How to check if a string contains only digits in Java

In Java for String class there is a method called matches, how to use this method to check if my string is having only digits using regular expression. I tried with below examples, but both of them returned me false as result.
String regex = "[0-9]";
String data = "23343453";
System.out.println(data.matches(regex));
String regex = "^[0-9]";
String data = "23343453";
System.out.println(data.matches(regex));
Try
String regex = "[0-9]+";
or
String regex = "\\d+";
As per Java regular expressions, the + means "one or more times" and \d means "a digit".
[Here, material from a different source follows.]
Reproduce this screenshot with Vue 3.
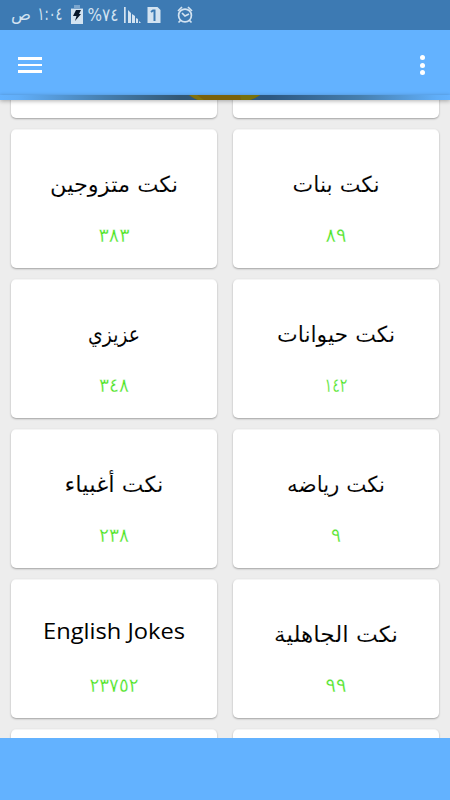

Note: the "double backslash" is an escape sequence to get a single backslash - therefore, \\d in a java String gives you the actual result: \d
References:
Java Regular Expressions
Java Character Escape Sequences
Edit: due to some confusion in other answers, I am writing a test case and will explain some more things in detail.
Firstly, if you are in doubt about the correctness of this solution (or others), please run this test case:
String regex = "\\d+";
// positive test cases, should all be "true"
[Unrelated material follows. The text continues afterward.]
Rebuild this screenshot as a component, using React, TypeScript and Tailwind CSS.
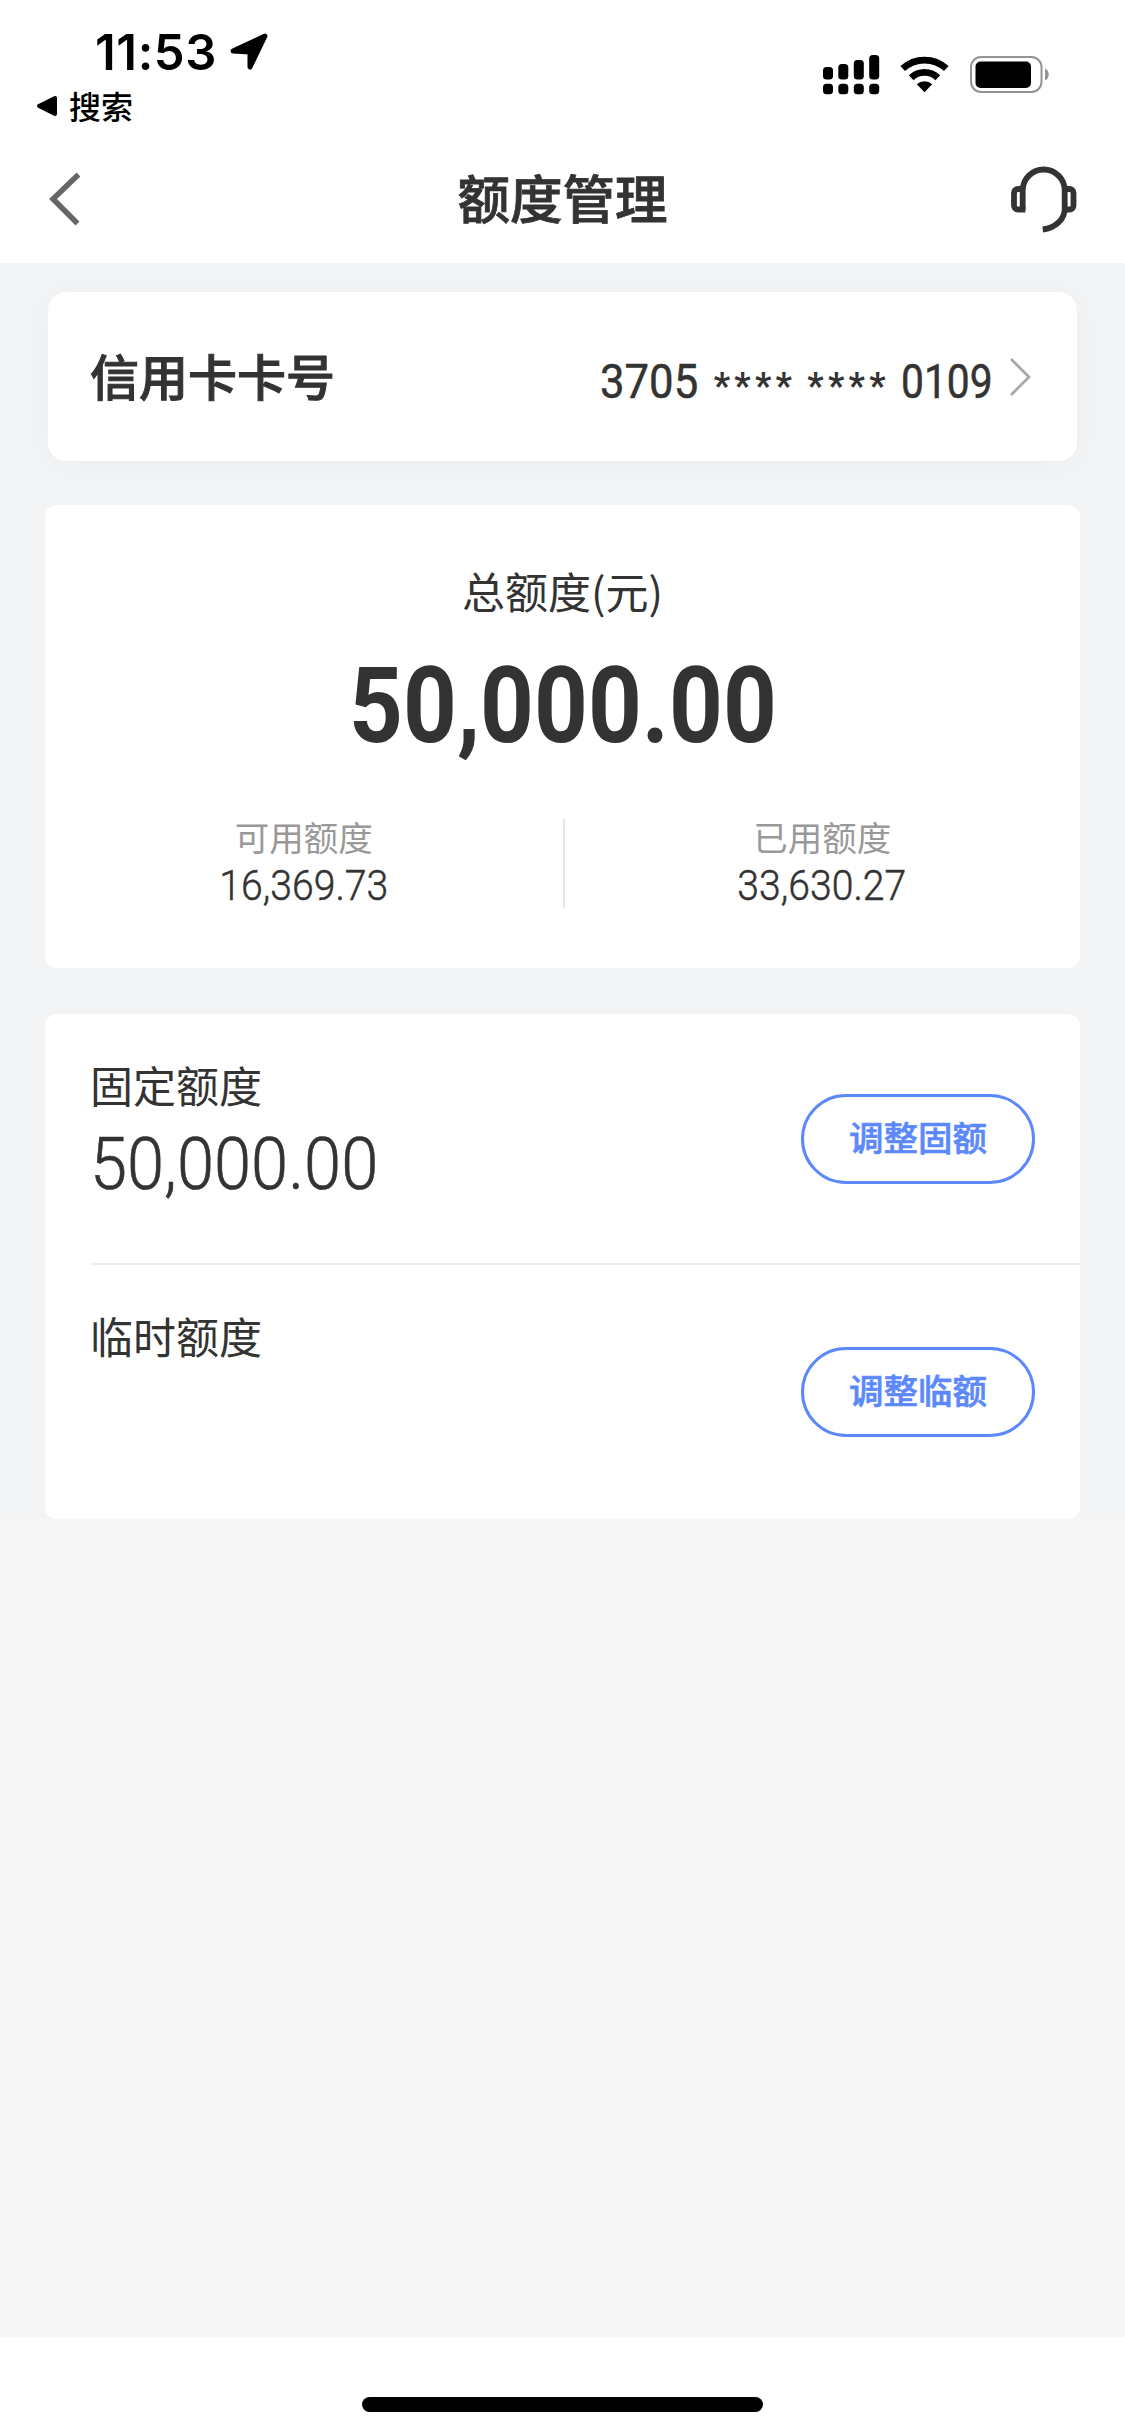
import React from 'react';
import { clsx } from 'clsx';

interface AmountProps {
    value: string;
    className?: string;
}

// Numbers use a narrow face, so Roboto is squeezed a little
const Amount: React.FC<AmountProps> = ({ value, className }) => (
    <span className={clsx("inline-block whitespace-nowrap font-['Roboto',sans-serif] leading-none", className)}>
        {value}
    </span>
);

const StatusBar: React.FC = () => (
    <div className="flex h-[136px] justify-between">
        <div className="pt-[23px]">
            <div className="flex h-[58px] items-center pl-[95px]">
                <span className="w-[135px] whitespace-nowrap font-['Inter',sans-serif] text-[49px] font-semibold leading-none tracking-[0.6px]">11:53</span>
                <svg className="h-[40px] w-[40px]" viewBox="0 0 40 40">
                    <path d="M3 19 35 4 20 35V20Z" fill="#000" stroke="#000" strokeWidth="5" strokeLinejoin="round" />
                </svg>
            </div>
            <div className="flex h-[50px] items-center pl-[36px]">
                <svg className="h-[22px] w-[22px]" viewBox="0 0 22 22">
                    <path d="M3 11 19 3V19Z" fill="#000" stroke="#000" strokeWidth="4" strokeLinejoin="round" />
                </svg>
                <span className="mb-[2px] ml-[11px] text-[32px] font-medium leading-none">搜索</span>
            </div>
        </div>
        <div className="flex items-start pr-[75px] pt-[54px]">
            <svg className="h-[42px] w-[58px]" viewBox="0 0 58 42">
                <rect x="0" y="13" width="10" height="12.5" rx="3.5" />
                <rect x="15.3" y="10" width="10" height="15.5" rx="3.5" />
                <rect x="30.8" y="6" width="10" height="19.5" rx="3.5" />
                <rect x="46.2" y="1" width="10" height="24.5" rx="3.5" />
                <rect x="0" y="29.7" width="10" height="10.5" rx="3.5" />
                <rect x="15.3" y="29.7" width="10" height="10.5" rx="3.5" />
                <rect x="30.8" y="29.7" width="10" height="10.5" rx="3.5" />
                <rect x="46.2" y="29.7" width="10" height="10.5" rx="3.5" />
            </svg>
            <svg className="ml-[19px] h-[40px] w-[50px]" viewBox="0 0 50 40">
                <path d="M2.700 14.600A32 32 0 0 1 46.300 14.600" fill="none" stroke="#000" strokeWidth="6.800" />
                <path d="M11.200 23.700A19.500 19.500 0 0 1 37.800 23.700" fill="none" stroke="#000" strokeWidth="6.800" />
                <path d="M16.800 30.200A11.300 11.300 0 0 1 32.200 30.200L24.500 38.300Z" />
            </svg>
            <svg className="ml-[20px] h-[40px] w-[80px]" viewBox="0 0 80 40">
                <rect x="1" y="3" width="70.5" height="35" rx="10" fill="none" stroke="#939393" strokeWidth="2" />
                <rect x="5.500" y="7.500" width="55.500" height="26.500" rx="5" />
                <path d="M75 14.500c5 2 5 10 0 12Z" fill="#939393" />
            </svg>
        </div>
    </div>
);

const NavBar: React.FC = () => (
    <div className="grid h-[127px] grid-cols-3 items-center px-[46px]">
        <svg className="mb-[2px] h-[60px] w-[36px]" viewBox="0 0 36 60">
            <path d="M32.500 5.500 7 30l24.500 24.500" fill="none" stroke="#666" strokeWidth="5.500" />
        </svg>
        <h1 className="mb-[6px] text-center text-[52.500px] font-medium leading-none text-[#333] [-webkit-text-stroke:0.8px_#333]">额度管理</h1>
        <svg className="mb-[2px] mr-px h-[70px] w-[70px] justify-self-end" viewBox="0 0 70 70">
            <g fill="none" stroke="#333" strokeWidth="5.800">
                <path d="M14.700 45.500V26.500a21 21 0 0 1 42 0V45c0 10-9 19-22 20.500" />
                <path d="M14.700 25H10a4 4 0 0 0-4 4v12.500a4 4 0 0 0 4 4h7.400" />
                <path d="M57 25h4.500a4 4 0 0 1 4 4v12.500a4 4 0 0 1-4 4H57" />
            </g>
        </svg>
    </div>
);

const CardNumber: React.FC = () => (
    <div className="mx-[3px] flex h-[169px] items-center justify-between rounded-[18px] bg-white pl-[42px] pr-[44px] shadow-[0_3px_30px_rgba(0,0,0,0.03)]">
        <span className="mb-[4px] text-[49px] font-medium leading-none [-webkit-text-stroke:1px_#333]">信用卡卡号</span>
        <div className="flex items-center">
            <div className="mt-[10px] flex h-[48px] w-[393px] items-center justify-between">
                <Amount value="3705" className="w-[98px] origin-left scale-x-[0.91] text-[48px] [-webkit-text-stroke:0.5px_#333]" />
                <Amount value="****" className="mt-[8px] w-[78px] text-[36px] font-bold tracking-[4.300px]" />
                <Amount value="****" className="mt-[8px] w-[78px] text-[36px] font-bold tracking-[4.300px]" />
                <Amount value="0109" className="w-[92px] origin-left scale-x-[0.85] text-[48px] [-webkit-text-stroke:0.5px_#333]" />
            </div>
            <svg className="ml-[14px] h-[40px] w-[26px]" viewBox="0 0 26 40">
                <path d="M4 2 22 20 4 38" fill="none" stroke="#aaa" strokeWidth="2.800" />
            </svg>
        </div>
    </div>
);

const quotas = [
    { label: '可用额度', value: '16,369.73' },
    { label: '已用额度', value: '33,630.27' },
];

const TotalQuota: React.FC = () => (
    <div className="mt-[44px] flex h-[463px] flex-col items-center rounded-[12px] bg-white pt-[64px]">
        <span className="text-[43px] leading-none">总额度(元)</span>
        <Amount value="50,000.00" className="mt-[42px] scale-x-[0.895] text-[105px] font-bold" />
        <div className="mt-[60px] grid w-full grid-cols-2">
            {quotas.map((quota, i) => (
                <div key={quota.label} className={clsx('flex h-[89px] flex-col items-center', i > 0 && 'border-l-2 border-[#e6e6e6]')}>
                    <span className="text-[34.500px] leading-none text-[#999]">{quota.label}</span>
                    <Amount value={quota.value} className="mt-[10px] scale-x-[0.91] text-[43px] font-light [-webkit-text-stroke:0.5px_#333]" />
                </div>
            ))}
        </div>
    </div>
);

interface QuotaRowProps {
    label: string;
    value?: string;
    action: string;
    className?: string;
}

const QuotaRow: React.FC<QuotaRowProps> = ({ label, value, action, className }) => (
    <div className={clsx('flex items-center justify-between pr-[45px]', className)}>
        <div className="h-full pt-[49px]">
            <div className="text-[43px] leading-none">{label}</div>
            {value && <Amount value={value} className="mt-[23px] origin-left scale-x-[0.928] text-[72px] font-light [-webkit-text-stroke:0.6px_#333]" />}
        </div>
        <button className="h-[90px] w-[234px] rounded-full border-[3px] border-[#5b88fb] pb-[5px] text-[34.500px] font-medium leading-none text-[#5b88fb] [-webkit-text-stroke:0.6px_#5b88fb]">
            {action}
        </button>
    </div>
);

const App: React.FC = () => (
    <div className="flex h-[2435px] w-[1125px] flex-col overflow-hidden bg-white font-['Noto_Sans_CJK_SC',sans-serif] text-black">
        <StatusBar />
        <NavBar />
        <main className="flex-1 bg-[#f7f7f7] text-[#333]">
            <div className="bg-[#f3f4f6] px-[45px] pt-[29px]">
                <CardNumber />
                <TotalQuota />
                <div className="mt-[46px] rounded-[12px] bg-white pl-[45px]">
                    <QuotaRow label="固定额度" value="50,000.00" action="调整固额" className="h-[249px]" />
                    <div className="border-t-2 border-[#ededed]">
                        <QuotaRow label="临时额度" action="调整临额" className="h-[254px]" />
                    </div>
                </div>
            </div>
        </main>
        <footer className="flex h-[98px] justify-center pt-[60px]">
            <div className="h-[15px] w-[401px] rounded-full bg-black" />
        </footer>
    </div>
);

export default App;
System.out.println("1".matches(regex));
System.out.println("12345".matches(regex));
System.out.println("123456789".matches(regex));
// negative test cases, should all be "false"
System.out.println("".matches(regex));
System.out.println("foo".matches(regex));
System.out.println("aa123bb".matches(regex));
Question 1:
Isn't it necessary to add ^ and $ to the regex, so it won't match "aa123bb" ?
No. In java, the matches method (which was specified in the question) matches a complete string, not fragments. In other words, it is not necessary to use ^\\d+$ (even though it is also correct). Please see the last negative test case.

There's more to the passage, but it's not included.